Risalendo il testo fino al punto 19 che condensa il programma “Riforme istituzionali, autonomia e democrazia diretta” si trova una delle azioni più promettenti in fatto di sforbiciate. Si tratta della riduzione a due terzi degli attuali occupanti le due Camere. I parlamentari sarebbero ridotti, si legge testualmente, a “400 deputati e 200 senatori”. In pratica il Senato sarebbe ridotto di un terzo, dagli attuali 320 seggi previsti ne perderebbe per strada 120, mentre la Camera scenderebbe da 630 a 400, lasciandone a casa altri 230. In tutto, quindi, nella prossima legislatura – posto che tutto s’avveri in questa come da “contratto” – si potrebbero avere 600 eletti e 350 posti rimarrebbero vuoti. Tuttavia, per arrivare alla riduzione del numero degli onorevoli non basta un regolamento parlamentare. Serve un iter di modifica costituzionale. Lungo e rischioso, come insegna la legislatura appena finita, sensibile al termometro politico e, soprattutto soggetto al voto popolare nel referendum. Se il alla sforbiciata ad oggi appare scontato, più rischioso sarebbe agganciare allo stesso voto anche l’introduzione del vincolo di mandato, previsto anch’esso dall’accordo giallo-verde. A fronte dei risparmi, quindi, la scadenza non è certa e comunque gli effetti tangibili non arriverebbero prima della legislatura successiva.

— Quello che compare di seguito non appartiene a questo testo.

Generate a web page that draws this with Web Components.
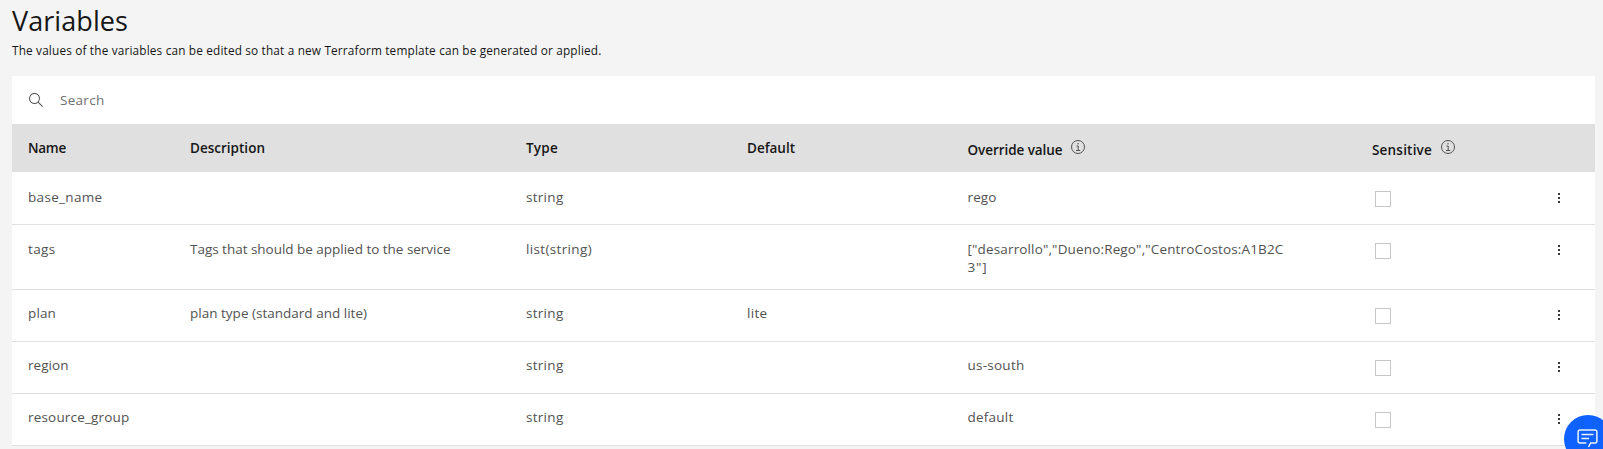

Più semplice il punto 24 del contratto titolato “Costi della politica e istituzioni”. A prima sei righe scarne, 620 caratteri, che recitano così: “Riteniamo doveroso intervenire nelle sedi di competenza per tagliare i costi della politica e delle istituzioni, eliminando gli eccessi e i privilegi. Occorre ricondurre il sistema previdenziale (dei vitalizi o pensionistico) dei parlamentari, dei consiglieri regionali e di tutti i componenti e i dipendenti degli organi costituzionali al sistema previdenziale vigente per tutti i cittadini, anche per il passato. Per una maggiore equità sociale riteniamo altresì necessario un intervento finalizzato al taglio delle cd. pensioni d’oro (superiori ai 5.000,00 euro netti mensili) non giustificate dai contributi versati”. Punto. Abbastanza per l’ex parlamentare che avrà un tuffo al cuore e stringerà istintivamente portafogli, investimenti e case messi da parte con la pensione d’oro. Un po’ poco, probabilmente, per il militante Cinque Stelle che non vedeva l’ora che il Movimento arrivasse al governo per azzerare i tanti privilegi della Casta e proprio in queste ore, fino alle 20 di questa sera, deve decidere se accendere il disco verde a un governo Di Maio-Salvini votando online l’accordo di programma. Farlo non sarà affatto facile, come dimostra il tentativo ingaggiato finora senza successo dal questore della Camera Riccardo Fraccaro che appena insediato prometteva ottimisticamente l’abolizione in due settimane.

Ma quanto valgono le due operazioni che, se pur sotto capitoli diversi, incideranno sui costi della politica? Per i vitalizi il risparmio ipotizzato è da sempre oggetto di controversia, ma fa fede il dato che ha convinto il presidente Tito Boeri a sferzare i partiti perché diano corso al taglio smettendo di trincerarsi dietro accuse di demagogia e la pretesa modestia dei benefici della riduzione per le casse pubbliche: tra contributi diretti e figurativi si tratta infatti di 150 milioni di euro l’anno. L’effetto a breve termine della riduzione del numero dei parlamentari può essere calcolato a spanne considerando che tra indennità mensile, rimborsi e diaria un senatore costa a Palazzo Madama 23mila euro lordi, un deputato 21mila, senza considerare eventuali indennità di funzione, missioni e altre voci. Dunque, avremmo per l’amministrazione del Senato un risparmio pari a 2,7 milioni al mese e per quella della Camera di 4,8 milioni. In un mese il risparmio complessivo così calcolato sfiorerebbe gli 8 milioni, in un anno cento milioni di euro.

Tra vitalizi e minori costi delle camere dunque si conseguirebbero quasi 250 milioni di euro l’anno, 1,2 miliardi in cinque. Sono tanti o pochi? Per un anno sono la cifra messa nero su bianco sull’ultimo Programma nazionale per i servizi di cura all’infanzia e agli anziani non autosufficienti nelle quattro regioni obiettivo dell’obbiettivo convergenza (Calabria, Campania, Puglia e Sicilia). Per cinque anni, equivalgono al costo del mancato aumento dell’età pensionabile a 67 anni.